*PROBLEM DESCRIPTION*.
Reading the listing below, count the lines that contain the word "styles" and give that count alone.

*THE DATA*.
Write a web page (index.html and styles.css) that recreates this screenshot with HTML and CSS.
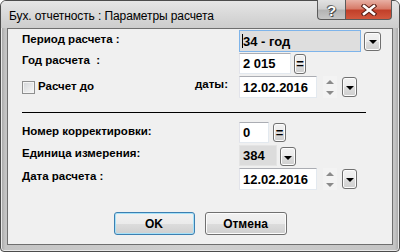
FILE: index.html
```html
<html>
  <head>
    <link rel="stylesheet" href="styles.css">
  </head>
  <body>
    <div class="window">
      <div class="titlebar">
        <span class="title">Бух. отчетность : Параметры расчета</span>
        <div class="caption-buttons">
          <div class="cap-btn help">?</div>
          <div class="cap-btn close">
            <svg width="16" height="12" viewBox="0 0 16 12">
              <path d="M3 2 L13 10 M13 2 L3 10" stroke="#5a1e14" stroke-width="4.6" stroke-linecap="square" />
              <path d="M3 2 L13 10 M13 2 L3 10" stroke="#fff" stroke-width="2.6" stroke-linecap="square" />
            </svg>
          </div>
        </div>
      </div>

      <div class="client">
        <div class="row row1">
          <span class="label">Период расчета :</span>
          <div class="field focused w-period"><span class="caret"></span>34 - год</div>
          <div class="btn drop drop1"><span class="tri"></span></div>
        </div>

        <div class="row row2">
          <span class="label">Год расчета&nbsp; :</span>
          <div class="field w-year">2 015</div>
          <div class="btn eq eq1">=</div>
        </div>

        <div class="row row3">
          <div class="label label-check">
            <span class="checkbox"></span>
            <span>Расчет до</span>
            <span class="dates">даты:</span>
          </div>
          <div class="field w-date">12.02.2016</div>
          <div class="spinner"><span class="up"></span><span class="down"></span></div>
          <div class="btn drop drop-date"><span class="tri"></span></div>
        </div>

        <div class="separator"></div>

        <div class="row row4">
          <span class="label">Номер корректировки:</span>
          <div class="field w-corr">0</div>
          <div class="btn eq eq2">=</div>
        </div>

        <div class="row row5">
          <span class="label">Единица измерения:</span>
          <div class="field disabled w-unit">384</div>
          <div class="btn drop drop2"><span class="tri"></span></div>
        </div>

        <div class="row row6">
          <span class="label">Дата расчета :</span>
          <div class="field w-date">12.02.2016</div>
          <div class="spinner"><span class="up"></span><span class="down"></span></div>
          <div class="btn drop drop-date"><span class="tri"></span></div>
        </div>

        <div class="actions">
          <div class="btn push default">OK</div>
          <div class="btn push">Отмена</div>
        </div>
      </div>
    </div>
  </body>
</html>
```

FILE: styles.css
```css
*,
*::before,
*::after {
  box-sizing: border-box;
}

body {
  margin: 0;
  background-color: #fff;
  font-family: "Liberation Sans", Arial, sans-serif;
  color: #000;
}

.window {
  width: 400px;
  height: 252px;
  border: 1px solid #4c4c4c;
  border-radius: 6px 6px 4px 4px;
  padding: 0 6px 6px 6px;
  display: flex;
  flex-direction: column;
  background: linear-gradient(90deg, #a2a2a2 0, #c4c4c4 4px, #cfcfcf 50%, #c4c4c4 calc(100% - 4px), #a2a2a2 100%);
  box-shadow: inset 0 0 0 1px #e8e8e8;
}

.titlebar {
  height: 27px;
  margin: 0 -6px;
  padding: 0 7px 0 8px;
  display: flex;
  justify-content: space-between;
  align-items: flex-start;
  background: linear-gradient(#e6e6e6, #d6d6d6 60%, #cdcdcd);
  border-radius: 5px 5px 0 0;
}

.title {
  font-size: 12px;
  line-height: 14px;
  padding-top: 8px;
  letter-spacing: -0.1px;
}

.caption-buttons {
  display: flex;
  margin-top: -1px;
}

.cap-btn {
  height: 20px;
  display: flex;
  justify-content: center;
  align-items: center;
  border: 1px solid #5b5b5b;
  border-top: none;
}

.help {
  width: 28px;
  border-right: none;
  border-radius: 0 0 0 4px;
  background: linear-gradient(#e2e2e2, #cfcfcf 45%, #b4b4b4 55%, #c6c6c6);
  color: #fff;
  font-weight: bold;
  font-size: 15px;
  padding-top: 1px;
  text-shadow: 0 0 1px #333, 0 0 1px #333, 1px 1px 0 #555, -1px -1px 0 #777;
}

.close {
  width: 47px;
  border-radius: 0 0 4px 0;
  background: linear-gradient(#e8b0a4, #d77c6a 45%, #c2402a 55%, #d2583e);
}

.client {
  flex: 1;
  border: 1px solid #6f6f6f;
  background-color: #f0f0f0;
  display: flex;
  flex-direction: column;
}

.row {
  display: flex;
  align-items: center;
  margin-left: 14px;
}

.row1 { margin-top: 1px; height: 22px; }
.row2 { margin-top: 1px; height: 21px; }
.row3 { margin-top: 2px; height: 22px; }
.row4 { margin-top: 9px; height: 21px; }
.row5 { margin-top: 2px; height: 21px; }
.row6 { margin-top: 2px; height: 22px; }

.label {
  width: 217px;
  align-self: flex-start;
  font-size: 11.5px;
  font-weight: bold;
  line-height: 13px;
  white-space: nowrap;
}

.row1 .label { padding-top: 3px; }
.row2 .label { padding-top: 1px; }
.row4 .label { padding-top: 3px; }
.row5 .label { padding-top: 2px; }
.row6 .label { padding-top: 2px; }

.label-check {
  display: flex;
  align-items: flex-start;
  padding-top: 4px;
}

.checkbox {
  width: 13px;
  height: 13px;
  margin: 1px 3px 0 0;
  border: 1px solid #8e8f8f;
  background: linear-gradient(135deg, #d4d6d9, #f7f7f7);
  box-shadow: inset 0 0 0 1px #f4f4f4;
}

.dates {
  margin-left: auto;
  margin-right: 11px;
  margin-top: -2px;
}

.field {
  height: 100%;
  display: flex;
  align-items: center;
  padding-left: 3px;
  font-size: 13px;
  font-weight: bold;
  background-color: #fff;
  border: 1px solid #e3e9ef;
  border-top-color: #abadb3;
  border-left-color: #e2e3ea;
}

.focused {
  background-color: #dedede;
  border-color: #7eb4ea;
  padding-left: 2px;
}

.caret {
  width: 1px;
  height: 14px;
  background-color: #000;
}

.disabled {
  background-color: #dcdcdc;
  border-color: #e4e4e4;
}

.w-period { width: 122px; }
.w-year { width: 52px; }
.w-date { width: 78px; }
.w-corr { width: 30px; }
.w-unit { width: 38px; }

.btn {
  border: 1px solid #707070;
  border-radius: 3px;
  background: linear-gradient(#f2f2f2, #ebebeb 50%, #dddddd 50%, #cfcfcf);
  box-shadow: inset 0 0 0 1px #fcfcfc;
  display: flex;
  justify-content: center;
  align-items: center;
}

.drop1 { width: 17px; height: 19px; margin-left: 3px; }
.drop2 { width: 16px; height: 19px; margin-left: 3px; align-self: flex-end; }
.drop-date { width: 15px; height: 20px; margin-left: 5px; }

.tri {
  width: 0;
  height: 0;
  margin-top: 2px;
  border-left: 4px solid transparent;
  border-right: 4px solid transparent;
  border-top: 4px solid #000;
}

.eq {
  font-size: 13px;
  font-weight: bold;
  line-height: 1;
}

.eq1 { width: 12px; height: 20px; margin-left: 3px; }
.eq2 { width: 13px; height: 19px; margin-left: 4px; }

.spinner {
  width: 14px;
  height: 100%;
  margin-left: 6px;
  display: flex;
  flex-direction: column;
  justify-content: space-around;
  align-items: center;
  background-color: #f3f3f3;
}

.up,
.down {
  width: 0;
  height: 0;
  border-left: 4px solid transparent;
  border-right: 4px solid transparent;
}

.up {
  border-bottom: 4px solid #8a8a8a;
}

.down {
  border-top: 4px solid #8a8a8a;
}

.separator {
  height: 1px;
  width: 344px;
  margin: 14px 0 0 14px;
  background-color: #000;
}

.actions {
  display: flex;
  justify-content: center;
  gap: 10px;
  margin-top: 22px;
}

.push {
  width: 81px;
  height: 23px;
  font-size: 12px;
  font-weight: bold;
}

.push + .push {
  width: 82px;
}

.default {
  border-color: #3c7fb1;
  box-shadow: inset 0 0 0 1px #a6e1f8;
}
```
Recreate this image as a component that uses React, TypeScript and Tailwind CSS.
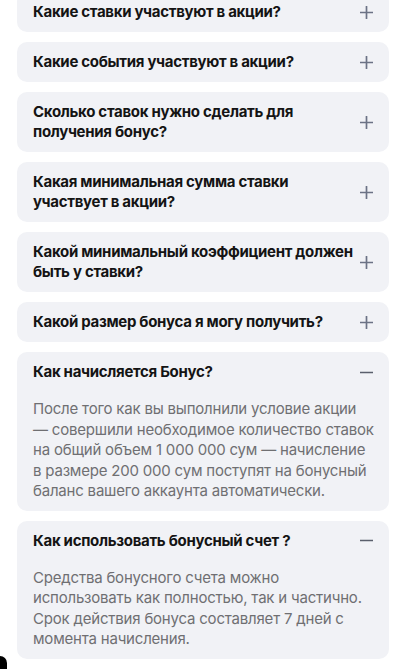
import React from "react";

type Item = { q: string[]; a?: string[] };

const items: Item[] = [
  { q: ["Какие ставки участвуют в акции?"] },
  { q: ["Какие события участвуют в акции?"] },
  { q: ["Сколько ставок нужно сделать для", "получения бонус?"] },
  { q: ["Какая минимальная сумма ставки", "участвует в акции?"] },
  { q: ["Какой минимальный коэффициент должен", "быть у ставки?"] },
  { q: ["Какой размер бонуса я могу получить?"] },
  {
    q: ["Как начисляется Бонус?"],
    a: [
      "После того как вы выполнили условие акции",
      "— совершили необходимое количество ставок",
      "на общий объем 1 000 000 сум — начисление",
      "в размере 200 000 сум поступят на бонусный",
      "баланс вашего аккаунта автоматически.",
    ],
  },
  {
    q: ["Как использовать бонусный счет ?"],
    a: [
      "Средства бонусного счета можно",
      "использовать как полностью, так и частично.",
      "Срок действия бонуса составляет 7 дней с",
      "момента начисления.",
    ],
  },
];

function Plus() {
  return (
    <svg width="13" height="13" viewBox="0 0 13 13" className="shrink-0">
      <path d="M6.5 0.5v12M0.5 6.5h12" stroke="#6b7285" strokeWidth="1.7" strokeLinecap="round" />
    </svg>
  );
}

function Minus() {
  return (
    <svg width="13" height="13" viewBox="0 0 13 13" className="shrink-0">
      <path d="M0.5 6.5h12" stroke="#5a5f6c" strokeWidth="1.7" strokeLinecap="round" />
    </svg>
  );
}

export default function App() {
  return (
    <div
      className="relative w-[400px] h-[669px] overflow-hidden bg-white"
      style={{ fontFamily: "Inter, 'Noto Sans', sans-serif" }}
    >
      <div className="flex flex-col gap-[10px] ml-[17px] mr-[11px] -mt-[8px]">
        {items.map((it, i) => (
          <div key={i} className="rounded-[10px] bg-[#f1f2f6]">
            <div className="flex items-center gap-[8px] pl-[16px] pr-[16px] py-[10px]">
              <div className="flex-1 min-w-0 text-[15px] leading-[20px] font-bold text-[#141414] tracking-[-0.3px]">
                {it.q.map((l, j) => (
                  <span key={j} className="block whitespace-nowrap">
                    {l}
                  </span>
                ))}
              </div>
              {it.a ? <Minus /> : <Plus />}
            </div>
            {it.a && (
              <div className="px-[16px] pt-[7px] pb-[9px] text-[15px] leading-[20.5px] text-[#6f6f72] tracking-[-0.2px]">
                {it.a.map((l, j) => (
                  <span key={j} className="block whitespace-nowrap">
                    {l}
                  </span>
                ))}
              </div>
            )}
          </div>
        ))}
      </div>
      <div className="absolute left-0 bottom-0 w-[7px] h-[13px] bg-black rounded-tr-[12px]" />
    </div>
  );
}
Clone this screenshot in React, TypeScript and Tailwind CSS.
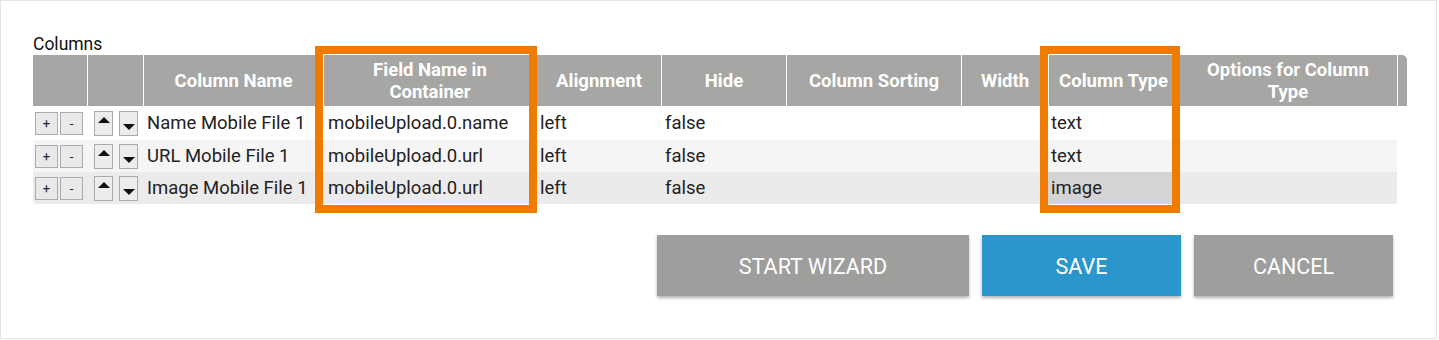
import React from "react";

const cols = "grid-cols-[54px_56px_180px_213px_125px_125px_175px_87px_130px_219px]";

function SmallBtn({ children }: { children: React.ReactNode }) {
  return (
    <div className="w-[23px] h-[23px] bg-[#e9e9e9] border border-[#ababab] flex items-center justify-center text-[13px] leading-none text-[#222]">
      {children}
    </div>
  );
}

function ArrowBtn({ up }: { up: boolean }) {
  return (
    <div className={`w-[19px] h-[25px] bg-[#ececec] border border-[#ababab] flex justify-center ${up ? "items-start pt-[5px]" : "items-end pb-[5px]"}`}>
      <svg width="12" height="6" viewBox="0 0 12 6">
        {up ? <polygon points="0,6 6,0 12,6" fill="#111" /> : <polygon points="0,0 12,0 6,6" fill="#111" />}
      </svg>
    </div>
  );
}

const rows = [
  { name: "Name Mobile File 1", field: "mobileUpload.0.name", type: "text", bg: "bg-white", h: "h-[34px]", sel: false },
  { name: "URL Mobile File 1", field: "mobileUpload.0.url", type: "text", bg: "bg-[#f5f5f5]", h: "h-[32px]", sel: false },
  { name: "Image Mobile File 1", field: "mobileUpload.0.url", type: "image", bg: "bg-[#ebebeb]", h: "h-[32px]", sel: true },
];

export default function App() {
  return (
    <div className="relative w-[1437px] h-[339px] border border-[#e4e4e4] bg-white pl-[32px] pt-[33px] font-['Roboto',sans-serif] text-[#222]">
      <div className="text-[17.5px] leading-[20px] h-[21px] text-[#111]">Columns</div>
      <div className="w-[1374px]">
        <div className={`grid grid-cols-[54px_56px_180px_213px_125px_125px_175px_87px_130px_219px_10px] h-[51px] bg-[#a6a6a4] rounded-tr-[5px] text-white font-bold text-[18.5px] leading-[22px]`}>
          <div />
          <div className="border-l border-white" />
          <div className="border-l border-white flex items-center justify-center">Column Name</div>
          <div className="border-l border-white flex items-center justify-center text-center">Field Name in<br />Container</div>
          <div className="border-l border-white flex items-center justify-center">Alignment</div>
          <div className="border-l border-white flex items-center justify-center">Hide</div>
          <div className="border-l border-white flex items-center justify-center">Column Sorting</div>
          <div className="border-l border-white flex items-center justify-center">Width</div>
          <div className="border-l border-white flex items-center justify-center">Column Type</div>
          <div className="border-l border-white flex items-center justify-center text-center">Options for Column<br />Type</div>
          <div className="border-l border-white" />
        </div>
        {rows.map((r, i) => (
          <div key={i} className={`grid ${cols} w-[1364px] ${r.h} ${r.bg} ${i === 2 ? "rounded-bl-[4px]" : ""} text-[18.5px] items-stretch`}>
            <div className="flex items-center gap-[2px] pl-[2px]">
              <SmallBtn>+</SmallBtn>
              <SmallBtn>-</SmallBtn>
            </div>
            <div className="flex items-center gap-[6px] pl-[7px]">
              <ArrowBtn up />
              <ArrowBtn up={false} />
            </div>
            <div className="flex items-center pl-[4px] pt-[2px] whitespace-nowrap">{r.name}</div>
            <div className="flex items-center pl-[5px] pt-[2px] whitespace-nowrap">{r.field}</div>
            <div className="flex items-center pl-[4px] pt-[2px]">left</div>
            <div className="flex items-center pl-[4px] pt-[2px]">false</div>
            <div />
            <div />
            <div className={`flex items-center pl-[3px] pt-[2px] ${r.sel ? "bg-[#d4d4d4]" : ""}`}>{r.type}</div>
            <div />
          </div>
        ))}
        <div className="flex justify-end pr-[14px] mt-[31px] gap-[13px]">
          <button className="w-[312px] h-[61px] pt-[3px] bg-[#9e9e9c] text-white text-[21.5px] shadow-[0_2px_3px_rgba(0,0,0,0.3)]">START WIZARD</button>
          <button className="w-[199px] h-[61px] pt-[3px] bg-[#2b96cc] text-white text-[21.5px] shadow-[0_2px_3px_rgba(0,0,0,0.3)]">SAVE</button>
          <button className="w-[199px] h-[61px] pt-[3px] bg-[#9e9e9c] text-white text-[21.5px] shadow-[0_2px_3px_rgba(0,0,0,0.3)]">CANCEL</button>
        </div>
      </div>
      <div className="absolute left-[314px] top-[45px] w-[222px] h-[167px] border-[8px] border-[#ef7b00]" />
      <div className="absolute left-[1039px] top-[45px] w-[140px] h-[167px] border-[8px] border-[#ef7b00]" />
    </div>
  );
}
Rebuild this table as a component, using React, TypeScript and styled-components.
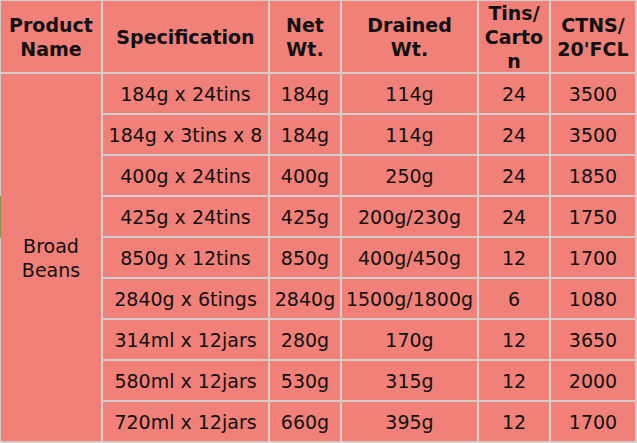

*ANSWER TO THE TASK*.
3